Onwards and upwards!

I've moved past the basic pilates exercises now and have reached the intermediate section, and it's getting harder! But the beneficial impact on my body is already visible when I look in the mirror in the morning. Pretty soon I'll have the sort of belly you can eat cake off of.

I got my name on the cover of Just Out one last time, thanks to my awesome editor, Jim Radosta, to whom I will be eternally grateful. Mike, Kevin and Pat ALL thanked me for my articles the day the paper came out. That's always gratifying.

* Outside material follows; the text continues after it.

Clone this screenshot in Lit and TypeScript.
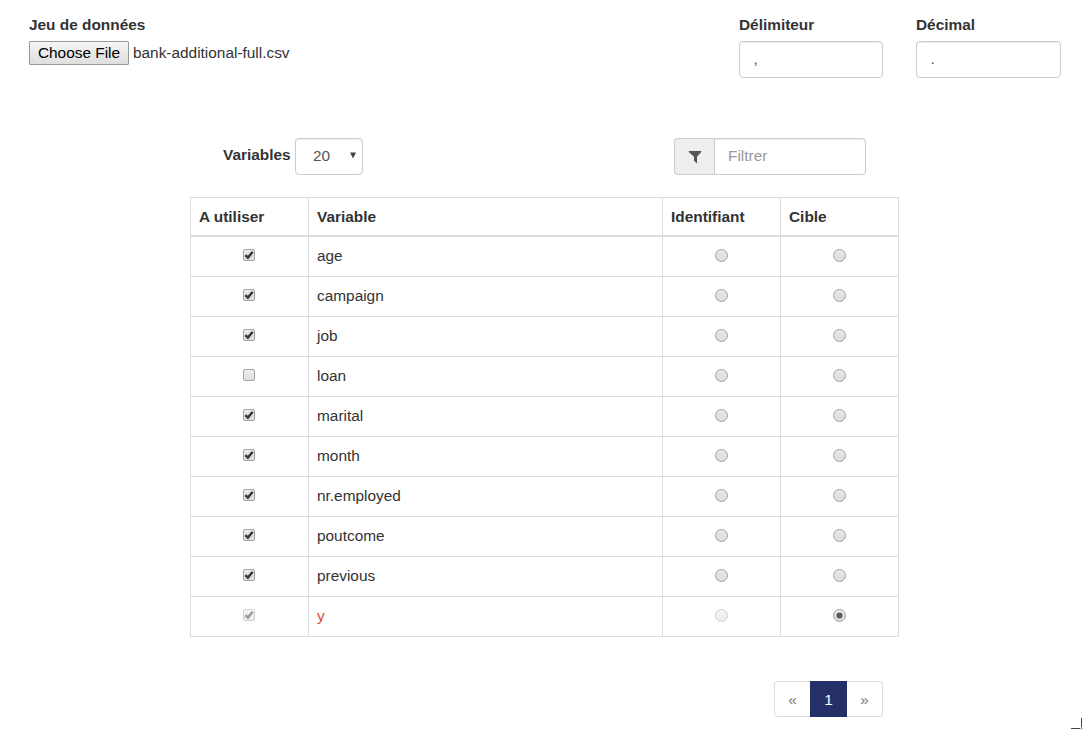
import { LitElement, html, css, svg } from "lit";
import { customElement, property, state } from "lit/decorators.js";

@customElement("check-mark-box")
class CheckMarkBox extends LitElement {
  @property({ type: Boolean }) checked = false;
  static styles = css`
    :host { display: block; width: 12px; height: 12px; margin: 0 auto; }
    svg { display: block; }
  `;
  render() {
    return html`<svg width="12" height="12" viewBox="0 0 12 12">
      <defs><linearGradient id="g" x1="0" y1="0" x2="0" y2="1">
        <stop offset="0" stop-color="#eeeeee" /><stop offset="0.38" stop-color="#e6e6e6" /><stop offset="1" stop-color="#dcdcdc" />
      </linearGradient></defs>
      <rect x="0.5" y="0.5" width="11" height="11" rx="1.5" fill="url(#g)" stroke="#a5a5a5" />
      ${this.checked ? svg`<path d="M2.4 6.2 L4.9 8.6 L9.7 2.8" fill="none" stroke="#3a3a3a" stroke-width="2.5" />` : ""}
    </svg>`;
  }
}

@customElement("radio-dot")
class RadioDot extends LitElement {
  @property({ type: Boolean }) checked = false;
  static styles = css`
    :host { display: block; width: 13px; height: 13px; margin: 0 auto; }
    svg { display: block; }
  `;
  render() {
    return html`<svg width="13" height="13" viewBox="0 0 13 13">
      <defs><linearGradient id="g" x1="0" y1="0" x2="0" y2="1">
        <stop offset="0" stop-color="#eeeeee" /><stop offset="0.38" stop-color="#e2e2e2" /><stop offset="1" stop-color="#dcdcdc" />
      </linearGradient></defs>
      <circle cx="6.5" cy="6.5" r="6" fill="url(#g)" stroke="#a0a0a0" />
      ${this.checked ? svg`<circle cx="6.5" cy="6.5" r="3" fill="#5a5a5a" />` : ""}
    </svg>`;
  }
}

interface Row { name: string; used: boolean; target?: boolean; }

@customElement("app-root")
class AppRoot extends LitElement {
  @state() private rows: Row[] = [
    { name: "age", used: true },
    { name: "campaign", used: true },
    { name: "job", used: true },
    { name: "loan", used: false },
    { name: "marital", used: true },
    { name: "month", used: true },
    { name: "nr.employed", used: true },
    { name: "poutcome", used: true },
    { name: "previous", used: true },
    { name: "y", used: true, target: true },
  ];

  static styles = css`
    :host {
      display: flex; flex-direction: column; position: relative; box-sizing: border-box;
      width: 1083px; height: 730px; overflow: hidden; background: #fff; color: #333;
      font: 15.4px/21px "Liberation Sans", Arial, sans-serif;
    }
    * { box-sizing: border-box; }
    .label { font-weight: bold; }
    .top { display: flex; padding: 14px 22px 0 29px; height: 78px; flex: none; }
    .file { width: 710px; }
    .picker { display: flex; gap: 4px; margin-top: 6px; height: 24px; }
    .picker span { padding-top: 1px; }
    .choose {
      width: 100px; height: 24px; border: 1px solid #999; border-radius: 1px; padding: 0; color: #000;
      background: linear-gradient(#f6f6f6, #dedede); font: inherit; line-height: 22px; text-align: center;
    }
    .delim { width: 144px; margin-right: 33px; }
    .decimal { width: 145px; }
    .box {
      height: 37px; border: 1px solid #ccc; border-radius: 4px; color: #555; background: #fff;
      box-shadow: inset 0 1px 1px rgba(0, 0, 0, 0.075); padding: 6px 13px;
    }
    .top .box { margin-top: 6px; padding-left: 13.5px; }
    .tools { display: flex; margin-top: 60px; padding-left: 223px; height: 37px; flex: none; }
    .tools .label { width: 72px; padding-top: 6px; }
    .select { width: 68px; padding: 6px 6px 6px 17px; display: flex; justify-content: space-between; }
    .select svg { margin-top: 7px; }
    .filter { display: flex; margin-left: 311px; }
    .addon {
      width: 40px; height: 37px; border: 1px solid #ccc; border-right: 0; border-radius: 4px 0 0 4px;
      background: #eee; padding: 12px 0 0 13px;
    }
    .addon svg { display: block; }
    .query { width: 152px; border-radius: 0 4px 4px 0; color: #999; }
    table {
      border-collapse: collapse; table-layout: fixed; width: 709px; margin: 22px 0 0 190px; flex: none;
    }
    .narrow { width: 118px; }
    .wide { width: 354px; }
    th, td { border: 1px solid #ddd; padding: 0 8px; text-align: left; vertical-align: top; }
    th { height: 38px; padding-top: 8px; border-bottom-width: 2px; }
    td { height: 40px; padding-top: 8px; }
    tbody tr:first-child td { height: 41px; }
    .control { padding-top: 12px; }
    .use { padding-right: 9px; }
    .target { color: #dd4b39; }
    .faded { opacity: 0.5; }
    .pages { display: flex; margin: 44px 0 0 774px; width: 109px; height: 36px; text-align: center; flex: none; }
    .page { width: 36px; border: 1px solid #ddd; color: #777; padding-top: 7px; }
    .prev { border-right: 0; border-radius: 4px 0 0 4px; }
    .next { border-left: 0; border-radius: 0 4px 4px 0; }
    .current { width: 37px; background: #253069; border-color: #253069; color: #fff; }
    .cursor { position: absolute; right: 0; bottom: 0; }
  `;

  render() {
    return html`
      <div class="top">
        <div class="file">
          <div class="label">Jeu de données</div>
          <div class="picker"><button class="choose">Choose File</button><span>bank-additional-full.csv</span></div>
        </div>
        <div class="delim"><div class="label">Délimiteur</div><div class="box">,</div></div>
        <div class="decimal"><div class="label">Décimal</div><div class="box">.</div></div>
      </div>
      <div class="tools">
        <div class="label">Variables</div>
        <div class="box select"><span>20</span>
          <svg width="6" height="7" viewBox="0 0 6 7"><path d="M0 0.5H6L3 6.5Z" fill="#444" /></svg>
        </div>
        <div class="filter">
          <div class="addon"><svg width="14" height="13" viewBox="0 0 14 13"><path d="M0.8 0H13.2V1L9 5.8V12.5L6 9.7V5.8L0.8 1Z" fill="#555" /></svg></div>
          <div class="box query">Filtrer</div>
        </div>
      </div>
      <table>
        <colgroup><col class="narrow" /><col class="wide" /><col class="narrow" /><col class="narrow" /></colgroup>
        <thead><tr><th>A utiliser</th><th>Variable</th><th>Identifiant</th><th>Cible</th></tr></thead>
        <tbody>
          ${this.rows.map((r) => html`<tr>
            <td class="control use"><check-mark-box class=${r.target ? "faded" : ""} .checked=${r.used}></check-mark-box></td>
            <td class=${r.target ? "target" : ""}>${r.name}</td>
            <td class="control"><radio-dot class=${r.target ? "faded" : ""}></radio-dot></td>
            <td class="control"><radio-dot .checked=${!!r.target}></radio-dot></td>
          </tr>`)}
        </tbody>
      </table>
      <div class="pages">
        <div class="page prev">«</div><div class="page current">1</div><div class="page next">»</div>
      </div>
      <svg class="cursor" width="13" height="13" viewBox="0 0 13 13">
        <path d="M1 11.5H10M11.5 1V10" stroke="#444" fill="none" /><path d="M10 11.5H13M11.5 10V13" stroke="#bbb" fill="none" />
      </svg>
    `;
  }
}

I went hat-shopping at Bearly Worn yesterday, but strayed to the T-shirt section and found this funny "Drama Queen" shirt, it even says San Francisco underneath, but I didn't buy it, just snapped the photo above.

Anthony called to ask if I remembered Viola, the crazy woman who lived across the river from us back in our Minnesota youth, who ended up driving her car into the river. We're certainly going to have a lot of fun recalling the highlights of our tragic, trashy, hilarious childhood. There is rich material there, to be sure. He also said he's recruited a friend of his to be the "bear" for our comedy sketch show, so we have three men, now we need some fabulous ladies to join the troupe! I picture us getting high on the beach and brainstorming ideas for comedy sketches.

I can't wait to be in the water again.

I'm watching "Loins of Punjab Presents" which I'm reviewing for Just Out. It's really funny, sort of the Bollywood equivalent of a Christopher Guest mockumentary.